As one might surmise from earlier sentences, my work does not think it's necessary to provide us with an international phone when travelling internationally for work. They also don't think it's necessary to provide us with compensation for international calls if we already have an international phone. So I'm essentially phone-less when I come to China.

This is particularly a problem when you've been put under the assumption that your very important press check, for which you traveled over 6,000 miles, is the next morning, possibly at 8:30am, and your ride to the printer has not been scheduled. And, you're in mainland China where almost no cab drivers speak English and all you can say in Mandarin is "Nee huay shwa yigwen mah?" which translates to "Do you speak English?".

So I tried to email my boss from my personal email account to alert him of the issue (and get it resolved), but then realized that my laptop wasn't plugged in. So I plugged the power supply into my China adapter outlet and nothing happened. I tried again and again, to no avail.

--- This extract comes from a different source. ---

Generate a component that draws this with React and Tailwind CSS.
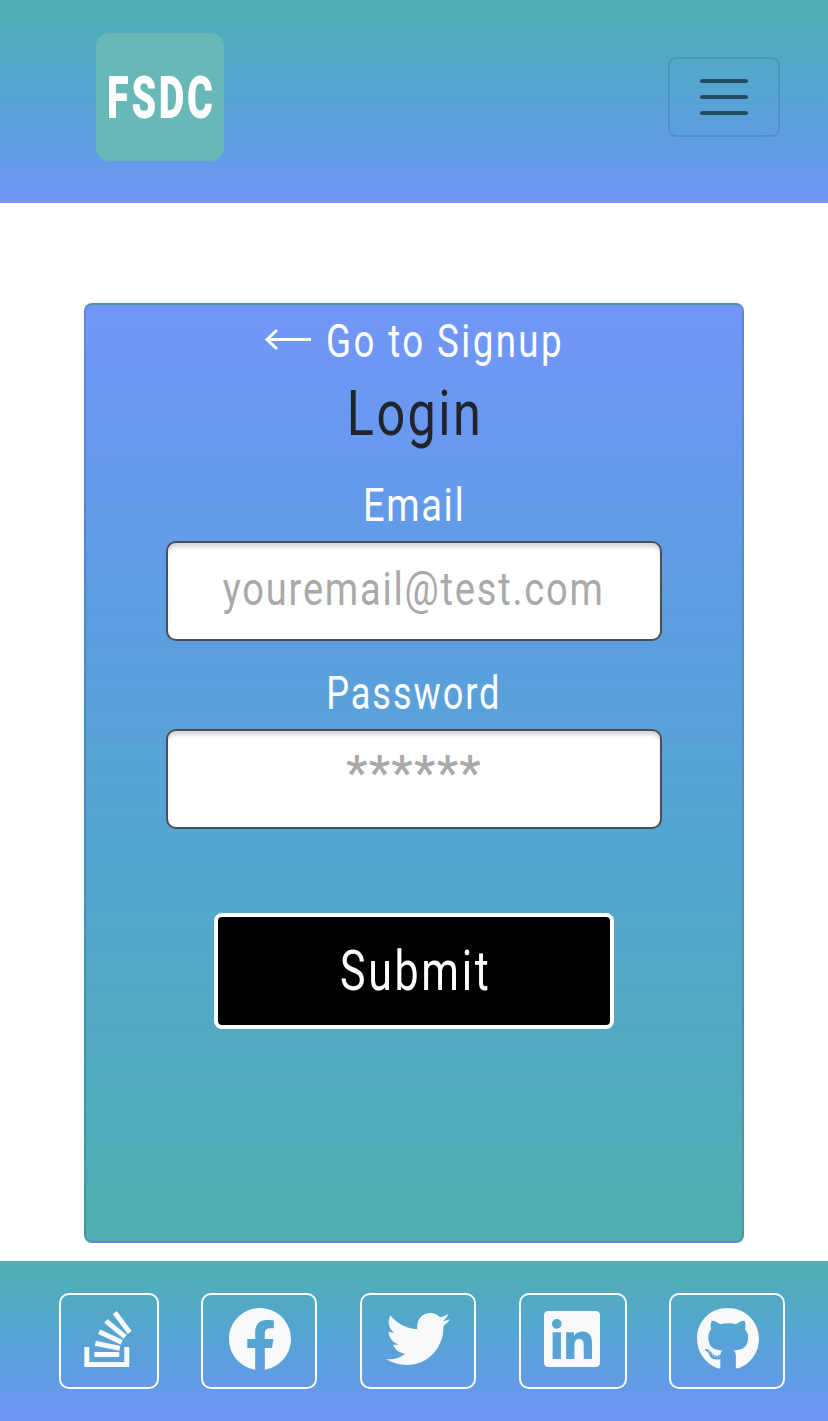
import React from "react";
import { FaStackOverflow, FaFacebook, FaTwitter, FaLinkedin, FaGithub } from "react-icons/fa";

const socials = [
  { name: "Stack Overflow", Icon: FaStackOverflow, box: "ml-[59px] w-[100px] pr-0.5", icon: "w-12" },
  { name: "Facebook", Icon: FaFacebook, box: "ml-[42px] w-[116px] pl-0.5", icon: "w-16" },
  { name: "Twitter", Icon: FaTwitter, box: "ml-[43px] w-[116px]", icon: "w-16" },
  { name: "LinkedIn", Icon: FaLinkedin, box: "ml-[43px] w-[108px] pr-0.5", icon: "w-14" },
  { name: "GitHub", Icon: FaGithub, box: "ml-[42px] w-[116px] pl-0.5", icon: "w-16" },
];

function Header() {
  return (
    <header className="flex h-[203px] items-start justify-between bg-[linear-gradient(to_bottom,#50afb0_0%,#54a6cf_40%,#5f9de2_70%,#7196f8_100%)] pr-12 pl-24">
      <div className="mt-[33px] flex h-32 w-32 items-center justify-center rounded-[14px] bg-[#69b8b8]">
        <span className="inline-block scale-x-[0.67] pl-1 text-[59px] leading-none font-black tracking-[4px] text-white">
          FSDC
        </span>
      </div>
      <button
        aria-label="Menu"
        className="mt-[57px] flex h-20 w-28 flex-col items-center justify-center gap-3 rounded-lg border-2 border-black/10"
      >
        <span className="h-1 w-12 rounded-full bg-[#234c62]" />
        <span className="h-1 w-12 rounded-full bg-[#234c62]" />
        <span className="h-1 w-12 rounded-full bg-[#234c62]" />
      </button>
    </header>
  );
}

function LoginCard() {
  return (
    <main className="mx-auto mt-[100px] flex h-[940px] w-[660px] flex-col items-center rounded-lg border-2 border-black/[0.125] bg-[linear-gradient(to_bottom,#7296f9_0%,#5e9de3_30%,#53a6cf_60%,#50afb0_100%)]">
      <a className="mt-[3px] flex h-16 w-[298px] items-center text-[47px] text-white" href="#signup">
        <svg className="mr-[14px] h-6 w-[47px] shrink-0" viewBox="0 0 47 24" fill="none" stroke="currentColor" strokeWidth="3">
          <path d="M46 11.5H2M12 2L2 11.5l10 9.5" />
        </svg>
        <span className="w-[236px] origin-left scale-x-[0.78] leading-none font-[450] tracking-[3.1px] whitespace-nowrap">
          Go to Signup
        </span>
      </a>
      <h1 className="mt-1 flex h-[74px] items-center text-[63px] leading-none text-[#212529]">
        <span className="inline-block scale-x-[0.8] pl-0.5 font-[450] tracking-[3px]">Login</span>
      </h1>
      <label className="mt-[23px] flex h-[62px] items-center text-[47px] leading-none text-white">
        <span className="inline-block scale-x-[0.81] font-[450] tracking-[2px]">Email</span>
      </label>
      <div className="mt-[6px] flex h-[100px] w-[496px] items-center justify-center rounded-[10px] border-2 border-[#495057] bg-white pb-1.5 text-[47px] text-[#a9a9a9] shadow-[inset_0_5px_5px_-2px_rgba(0,0,0,0.2)]">
        <span className="inline-block scale-x-[0.81] leading-none font-[450] tracking-[2.2px]">youremail@test.com</span>
      </div>
      <label className="mt-[20px] flex h-[62px] items-center text-[47px] leading-none text-white">
        <span className="inline-block scale-x-[0.77] font-[450] tracking-[2.5px]">Password</span>
      </label>
      <div className="mt-[6px] flex h-[100px] w-[496px] items-center justify-center rounded-[10px] border-2 border-[#495057] bg-white pb-3 text-[48px] text-[#a9a9a9] shadow-[inset_0_5px_5px_-2px_rgba(0,0,0,0.2)]">
        <span className="inline-block leading-none font-medium tracking-[1.4px]">******</span>
      </div>
      <button className="mt-[84px] flex h-[116px] w-[400px] items-center justify-center rounded-lg border-4 border-white bg-black text-[55px] leading-none text-white">
        <span className="inline-block scale-x-[0.78] pl-1 font-[450] tracking-[3.5px]">Submit</span>
      </button>
    </main>
  );
}

function Footer() {
  return (
    <footer className="mt-[18px] flex h-40 items-start bg-[linear-gradient(to_bottom,#50afb0_0%,#54a6cf_40%,#5f9de2_70%,#7196f8_100%)] pt-8">
      {socials.map(({ name, Icon, box, icon }) => (
        <a
          key={name}
          aria-label={name}
          href="#social"
          className={`flex h-24 shrink-0 items-start justify-center rounded-[10px] border-2 border-[#f8f9fa] pt-3 text-[#f8f9fa] ${box}`}
        >
          <Icon className={`h-16 ${icon}`} />
        </a>
      ))}
    </footer>
  );
}

export default function App() {
  return (
    <div className="h-[1421px] w-[828px] overflow-hidden bg-white font-['Roboto',sans-serif]">
      <Header />
      <LoginCard />
      <Footer />
    </div>
  );
}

Finally, I gave up, put my lap top to sleep and took a hot bath. And ate some food. And came back to my laptop and thought...hmm. I don't recall actually plugging the power supply into the computer itself. Perhaps I might try that. And of course it worked perfectly, proving that one shouldn't make complicated decisions like plugging in a laptop without proper relaxation and sustenance.

I went to bed and woke up to an email from my boss saying he had contacted our IT guy here and that he would be providing me with a new RSA tag today. Which he just did. And another email from our printer that said the press check today doesn't start until 4:30pm, which means I have most of the day to relax, get my things together, and enjoy.

Then I checked my work email and found the usual flurry of 69 panic-stricken email threads, each ending in the usual "ok, glad this was resolved" email. So, there it is.

Did I mention today is my birthday? Happy birthday to me.